I think I have an appreciation on a qualitative level of the potential challenges that come with any change in the system, but I am far away from claiming any sufficient understanding for a quantitative assessment of efforts and impact on prioritization, and fully defer to @ask for that.

And @ask has some plans on it.

Yes, those are what I keep referring to as technical solution, and there are different aspects being discussed in various other threads over time since then, but it is unclear to me as to where we stand with those plans as of today.

When the pool provides <region code> domains, users naturally intend to use one that matches their regions. Only those with some insights on how NTP and the NTP pool works may think differ. So for majority of users that having “configuring a NTP server” in their minds, using their regional pool is a de facto standard, and then many tutorials and documentations are saying so.

Clearly there’s not much we can do to change what domain users chose, not to mention most clients are not configured by the end users, but by product vendors.

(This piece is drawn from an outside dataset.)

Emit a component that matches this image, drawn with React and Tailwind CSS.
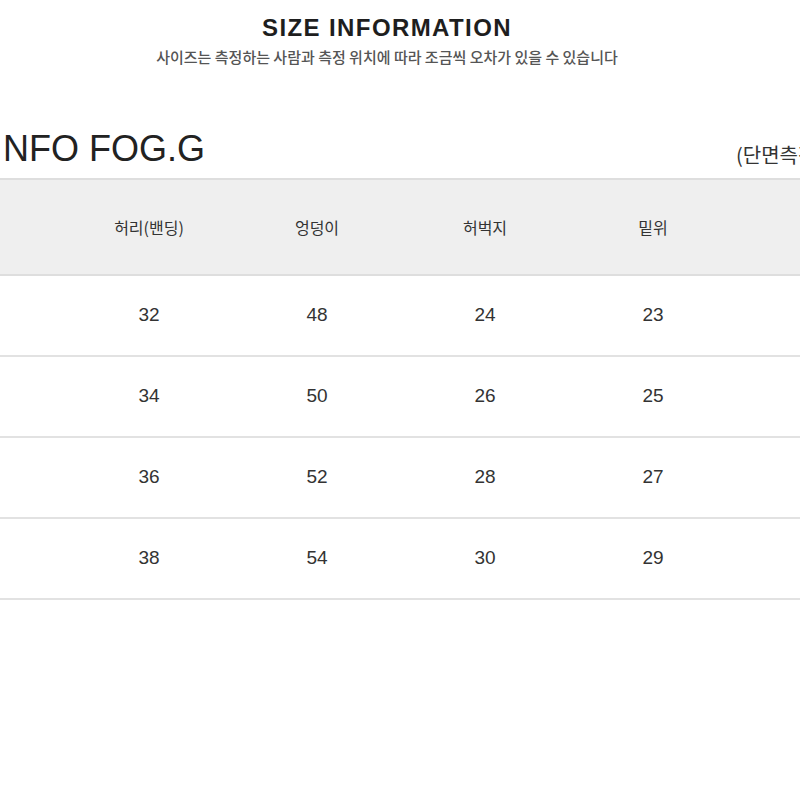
import React from "react";

const cols = ["허리(밴딩)", "엉덩이", "허벅지", "밑위"];
const rows = [
  ["32", "48", "24", "23"],
  ["34", "50", "26", "25"],
  ["36", "52", "28", "27"],
  ["38", "54", "30", "29"],
];

const kr = { fontFamily: '"Noto Sans CJK KR", "Noto Sans", sans-serif' };
const lat = { fontFamily: '"Liberation Sans", "Noto Sans CJK KR", sans-serif' };

export default function App() {
  return (
    <div className="w-[800px] h-[800px] bg-white overflow-hidden">
      <div className="w-[774px] pt-[10px] text-center">
        <div
          className="text-[24px] leading-[36px] font-bold text-[#1e1e1e] tracking-[1.4px]"
          style={lat}
        >
          SIZE INFORMATION
        </div>
        <div className="mt-[1px] text-[15px] leading-[20px] font-medium text-[#555]" style={kr}>
          사이즈는 측정하는 사람과 측정 위치에 따라 조금씩 오차가 있을 수 있습니다
        </div>
      </div>
      <div className="flex items-end h-[111px] pb-[9px] w-[900px]">
        <div className="pl-[3px] w-[736px] text-[36px] leading-[40px] text-[#222]" style={lat}>
          NFO FOG.G
        </div>
        <div className="text-[20px] leading-[28px] text-[#333] whitespace-nowrap" style={kr}>
          (단면측정)
        </div>
      </div>
      <div className="w-[800px]">
        <div className="grid grid-cols-[65px_168px_168px_168px_168px_63px] h-[98px] bg-[#efefef] border-y-2 border-[#dedede] items-center">
          <div />
          {cols.map((c) => (
            <div key={c} className="text-center text-[16px] text-[#333]" style={kr}>
              {c}
            </div>
          ))}
          <div />
        </div>
        {rows.map((r, i) => (
          <div
            key={i}
            className="grid grid-cols-[65px_168px_168px_168px_168px_63px] h-[81px] border-b-2 border-[#e2e2e2] items-center"
          >
            <div />
            {r.map((v, j) => (
              <div key={j} className="text-center text-[19px] text-[#333]" style={lat}>
                {v}
              </div>
            ))}
            <div />
          </div>
        ))}
      </div>
    </div>
  );
}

I agree that using the global pool for all regions is a good approach, and that could/should be easily implemented on the DNS layer: just CNAME all regional zones to the global one.

ps, I’m the one added some far away servers to pool recently and been refused to add them to the CN zone due to physical distance, I’d be more than happy to see a feature allowing server operators to set zones of their servers in the manage panel.

Another thing coming to mind in this context: For now, it should also be promoted to use the zones prefixed with “2.”, as only those have IPv6 servers in them. Those are often underutilized as compared to the IPv4 servers, so using the “2.” zones also helps offload a bit of traffic from the IPv4 servers. (See various other threads in this forum for background discussion on that topic.)

1 Like

In fact, I don’t know whether it’s necessary to have 0/1/2/3 in front of the global pool. Why not just and have both Ipv6 and Ipv4 enabled for it?

1 Like

If regional pools are eliminated, user cannot use them so will be the default.

There is a separate thread on that that is ongoing, besides various older ones.